Super-reflexivity is separately determined

Question

I've found this result that states that super-reflexivity is separably determined, i.e., if every separable subspace $Y\subset X$ of a Banach space is superreflexive then $X$ itself is superreflexive. They always say that this is an easy consequence of the definition, but I'm not able to see it. I've tried proving it by contradiction. So, supposing that $X$ is not super-reflexive ensures that I can find a non-reflexive space, $Z$, which is finitely representable in $X$. Even more, since reflexivity is separably determined (easy consequence of James' characterization theorem for reflexivity), I can suppose that this $Z$ is separable. So I have $Z$ a separable, non-reflexive space that is finitely representable in $X$. My idea is to show that this implies that it is finitely representable in a separable subspace of $X$, which would give me a contradiction, but I couldn't be able. Could you guys lend me a hand?

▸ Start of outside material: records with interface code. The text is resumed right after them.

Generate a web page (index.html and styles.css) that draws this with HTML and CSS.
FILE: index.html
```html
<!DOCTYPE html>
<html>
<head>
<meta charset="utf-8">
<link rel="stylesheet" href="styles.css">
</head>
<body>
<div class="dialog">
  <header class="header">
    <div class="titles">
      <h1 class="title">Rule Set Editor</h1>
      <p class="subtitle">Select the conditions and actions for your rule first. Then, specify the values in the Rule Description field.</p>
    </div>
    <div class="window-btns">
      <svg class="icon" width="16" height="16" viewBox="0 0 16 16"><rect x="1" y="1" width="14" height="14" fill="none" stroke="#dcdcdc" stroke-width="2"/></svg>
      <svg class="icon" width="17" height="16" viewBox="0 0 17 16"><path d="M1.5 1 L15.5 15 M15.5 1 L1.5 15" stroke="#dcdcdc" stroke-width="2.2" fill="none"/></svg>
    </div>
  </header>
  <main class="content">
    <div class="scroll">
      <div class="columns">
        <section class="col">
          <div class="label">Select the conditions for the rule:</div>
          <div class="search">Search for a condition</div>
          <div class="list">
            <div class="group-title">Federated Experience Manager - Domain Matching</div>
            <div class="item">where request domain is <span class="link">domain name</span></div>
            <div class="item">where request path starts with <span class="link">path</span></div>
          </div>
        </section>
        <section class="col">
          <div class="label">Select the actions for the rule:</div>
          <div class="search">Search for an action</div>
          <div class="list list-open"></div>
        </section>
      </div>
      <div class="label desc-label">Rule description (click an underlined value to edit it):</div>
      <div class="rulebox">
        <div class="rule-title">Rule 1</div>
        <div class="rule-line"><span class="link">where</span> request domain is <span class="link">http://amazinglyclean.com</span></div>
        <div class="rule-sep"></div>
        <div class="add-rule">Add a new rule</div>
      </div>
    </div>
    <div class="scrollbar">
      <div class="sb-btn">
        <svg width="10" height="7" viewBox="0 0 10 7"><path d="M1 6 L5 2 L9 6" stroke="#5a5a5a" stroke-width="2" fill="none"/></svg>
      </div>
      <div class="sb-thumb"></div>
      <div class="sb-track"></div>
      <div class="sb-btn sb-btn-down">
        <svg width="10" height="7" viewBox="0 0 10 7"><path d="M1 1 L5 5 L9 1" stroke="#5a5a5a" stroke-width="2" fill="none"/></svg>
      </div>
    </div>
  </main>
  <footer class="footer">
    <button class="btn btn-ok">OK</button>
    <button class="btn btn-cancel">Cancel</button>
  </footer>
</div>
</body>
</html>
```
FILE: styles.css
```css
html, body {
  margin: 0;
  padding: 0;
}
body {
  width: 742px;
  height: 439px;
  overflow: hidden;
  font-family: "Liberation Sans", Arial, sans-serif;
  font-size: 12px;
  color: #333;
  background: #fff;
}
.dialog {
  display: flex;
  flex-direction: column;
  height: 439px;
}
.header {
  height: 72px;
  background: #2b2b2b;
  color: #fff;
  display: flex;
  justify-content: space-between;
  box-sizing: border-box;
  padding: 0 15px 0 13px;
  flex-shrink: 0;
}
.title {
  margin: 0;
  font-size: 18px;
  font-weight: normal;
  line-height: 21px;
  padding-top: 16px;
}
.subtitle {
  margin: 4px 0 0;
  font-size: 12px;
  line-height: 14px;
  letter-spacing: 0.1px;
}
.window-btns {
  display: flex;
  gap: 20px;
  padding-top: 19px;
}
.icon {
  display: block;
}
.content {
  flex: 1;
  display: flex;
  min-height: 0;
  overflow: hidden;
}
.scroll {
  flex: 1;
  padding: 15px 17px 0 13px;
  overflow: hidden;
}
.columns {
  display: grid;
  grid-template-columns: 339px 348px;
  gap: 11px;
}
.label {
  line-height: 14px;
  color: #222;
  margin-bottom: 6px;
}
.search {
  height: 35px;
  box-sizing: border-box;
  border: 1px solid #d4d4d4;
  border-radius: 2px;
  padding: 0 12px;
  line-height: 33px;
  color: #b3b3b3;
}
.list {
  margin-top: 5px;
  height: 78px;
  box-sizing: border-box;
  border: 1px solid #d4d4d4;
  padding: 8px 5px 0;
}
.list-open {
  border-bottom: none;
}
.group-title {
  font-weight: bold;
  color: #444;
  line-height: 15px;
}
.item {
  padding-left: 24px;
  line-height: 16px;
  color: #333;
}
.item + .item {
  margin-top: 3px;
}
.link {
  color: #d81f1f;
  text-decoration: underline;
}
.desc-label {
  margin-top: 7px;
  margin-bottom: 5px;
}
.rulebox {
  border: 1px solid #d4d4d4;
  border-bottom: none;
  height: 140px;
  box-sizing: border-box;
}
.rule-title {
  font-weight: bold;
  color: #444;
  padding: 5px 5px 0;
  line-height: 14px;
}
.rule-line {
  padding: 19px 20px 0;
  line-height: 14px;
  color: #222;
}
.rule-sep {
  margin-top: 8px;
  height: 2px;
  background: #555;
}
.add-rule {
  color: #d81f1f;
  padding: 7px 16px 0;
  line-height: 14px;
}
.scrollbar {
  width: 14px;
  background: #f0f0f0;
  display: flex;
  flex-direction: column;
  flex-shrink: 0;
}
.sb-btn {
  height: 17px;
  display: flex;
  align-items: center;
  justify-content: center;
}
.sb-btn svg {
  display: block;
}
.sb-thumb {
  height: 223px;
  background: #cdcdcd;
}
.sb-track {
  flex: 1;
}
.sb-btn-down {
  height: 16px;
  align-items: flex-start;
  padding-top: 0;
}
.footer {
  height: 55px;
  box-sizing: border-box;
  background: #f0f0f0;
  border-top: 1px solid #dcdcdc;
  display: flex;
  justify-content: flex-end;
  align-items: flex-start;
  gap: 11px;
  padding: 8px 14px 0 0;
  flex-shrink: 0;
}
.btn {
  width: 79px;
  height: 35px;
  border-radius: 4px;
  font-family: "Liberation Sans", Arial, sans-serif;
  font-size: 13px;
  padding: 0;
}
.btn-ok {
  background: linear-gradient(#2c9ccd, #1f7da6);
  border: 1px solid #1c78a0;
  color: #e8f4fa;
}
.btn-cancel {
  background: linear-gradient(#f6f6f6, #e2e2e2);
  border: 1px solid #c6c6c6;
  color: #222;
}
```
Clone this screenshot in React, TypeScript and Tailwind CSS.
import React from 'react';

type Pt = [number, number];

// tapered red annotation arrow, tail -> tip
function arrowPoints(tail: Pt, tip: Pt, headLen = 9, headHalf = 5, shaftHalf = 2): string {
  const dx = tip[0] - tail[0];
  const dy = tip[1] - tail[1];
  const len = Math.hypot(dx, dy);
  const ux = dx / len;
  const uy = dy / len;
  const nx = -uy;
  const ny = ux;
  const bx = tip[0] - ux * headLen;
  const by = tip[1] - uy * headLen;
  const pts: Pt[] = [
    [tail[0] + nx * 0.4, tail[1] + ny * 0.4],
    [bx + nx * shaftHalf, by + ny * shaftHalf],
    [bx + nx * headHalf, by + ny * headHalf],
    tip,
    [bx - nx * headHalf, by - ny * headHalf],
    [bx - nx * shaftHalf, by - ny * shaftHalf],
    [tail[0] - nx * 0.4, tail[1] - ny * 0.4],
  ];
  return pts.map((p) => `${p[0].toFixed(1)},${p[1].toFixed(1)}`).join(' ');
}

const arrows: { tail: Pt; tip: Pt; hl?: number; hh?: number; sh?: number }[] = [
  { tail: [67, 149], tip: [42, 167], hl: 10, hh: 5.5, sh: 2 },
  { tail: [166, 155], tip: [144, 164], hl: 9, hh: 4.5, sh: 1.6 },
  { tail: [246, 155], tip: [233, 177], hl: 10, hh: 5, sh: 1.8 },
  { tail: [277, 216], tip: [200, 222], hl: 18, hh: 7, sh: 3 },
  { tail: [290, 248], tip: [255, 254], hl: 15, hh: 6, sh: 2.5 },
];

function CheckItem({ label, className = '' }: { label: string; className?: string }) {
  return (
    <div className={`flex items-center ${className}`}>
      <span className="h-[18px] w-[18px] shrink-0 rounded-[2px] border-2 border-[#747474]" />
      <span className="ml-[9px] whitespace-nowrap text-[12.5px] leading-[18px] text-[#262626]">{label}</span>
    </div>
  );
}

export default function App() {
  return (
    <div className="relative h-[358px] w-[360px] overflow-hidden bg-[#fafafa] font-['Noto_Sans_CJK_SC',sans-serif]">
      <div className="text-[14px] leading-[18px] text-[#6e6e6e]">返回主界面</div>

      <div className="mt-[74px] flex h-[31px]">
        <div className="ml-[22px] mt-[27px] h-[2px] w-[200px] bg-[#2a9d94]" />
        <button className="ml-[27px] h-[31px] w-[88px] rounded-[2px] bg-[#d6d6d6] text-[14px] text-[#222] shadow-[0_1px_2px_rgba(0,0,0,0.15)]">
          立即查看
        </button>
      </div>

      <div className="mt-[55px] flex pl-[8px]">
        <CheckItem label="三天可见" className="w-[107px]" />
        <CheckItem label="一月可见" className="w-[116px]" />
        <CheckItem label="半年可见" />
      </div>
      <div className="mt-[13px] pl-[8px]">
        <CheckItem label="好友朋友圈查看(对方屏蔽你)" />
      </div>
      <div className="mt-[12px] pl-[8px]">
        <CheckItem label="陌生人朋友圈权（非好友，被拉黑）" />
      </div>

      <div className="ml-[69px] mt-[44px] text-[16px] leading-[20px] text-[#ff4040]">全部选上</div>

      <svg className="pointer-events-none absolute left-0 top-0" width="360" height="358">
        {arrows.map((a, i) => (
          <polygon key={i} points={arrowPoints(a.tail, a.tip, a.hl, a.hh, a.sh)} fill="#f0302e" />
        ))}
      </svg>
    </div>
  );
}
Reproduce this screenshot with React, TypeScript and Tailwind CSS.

Maybe there is an easier approach, using renormings, for example.

Thank you so much! Bye!!

Answer 1

Take an increasing sequence of finite-dimensional subspaces $Z_n$ of $Z$ s.t. $\overline{\cup_n Z_n} = Z$ (which exists because $Z$ is separable), and a decreasing sequence $\epsilon_n \searrow 0$. By definition of finite representability, there exists a sequence of finite-dimensional subspaces $X_n$ of $X$ and linear isomorphisms $\varphi_n: Z_n \to X_n$ s.t. $\|\varphi_n^{-1}\|\|\varphi_n\| \leq 1 + \epsilon_n$. Let $X’ = \overline{\text{span}}(\cup_n X_n)$, which is separable. I claim that $Z$ is finitely representable in $X’$. Indeed, let $W \subset Z$ be a finite-dimensional subspace and $\epsilon > 0$. Let $w_1, \cdots, w_k$ be a basis of $W$. Let $\|\cdot\|_1$ denote the $\ell^1$-norm on $W$ w.r.t. the basis $w_1, \cdots, w_k$. Since all norms on a finite-dimension space are equivalent, we have, in particular, that $C = \sup_{w \in W, \|w\| = 1} \|w\|_1 < \infty$. Choose $\epsilon’ > 0$ s.t. $C\epsilon’ < 1$ and $\frac{1 + C\epsilon’}{1 - C\epsilon’} \leq 1 + \frac{\epsilon}{2}$.

By the choice of $Z_n$, there exists $n$ with,

1. There exists $v_1, \cdots, v_k \in Z_n$ s.t. $\|w_i - v_i\| \leq \epsilon’$ for all $i = 1, \cdots, k$;
2. $(1 + \frac{\epsilon}{2})(1 + \epsilon_n) \leq 1 + \epsilon$.

Consider the map $\psi: W \to Z_n$ defined by $\psi(w_i) = v_i$ for all $i = 1, \cdots, k$. Then, for any $w = \sum_i c_iw_i \in W$ with $\|w\| = 1$,

$$\|w - \psi(w)\| \leq \sum_i |c_i|\|w_i - v_i\| \leq \epsilon’\|w\|_1 \leq C\epsilon’$$

Thus, $(1 - C\epsilon’)\|w\| \leq \|\psi(w)\| \leq (1 + C\epsilon’)\|w\|$ for all $w \in W$, so $\|\psi^{-1}\|\|\psi\| \leq \frac{1 + C\epsilon’}{1 - C\epsilon’} \leq 1 + \frac{\epsilon}{2}$. Therefore, $\eta = \varphi_n \circ \psi: W \to X_n \subset X’$ satisfies $\|\eta^{-1}\|\|\eta\| \leq (1 + \frac{\epsilon}{2})(1 + \epsilon_n) \leq 1 + \epsilon$. This proves $Z$ is finitely representable in $X’$, as desired.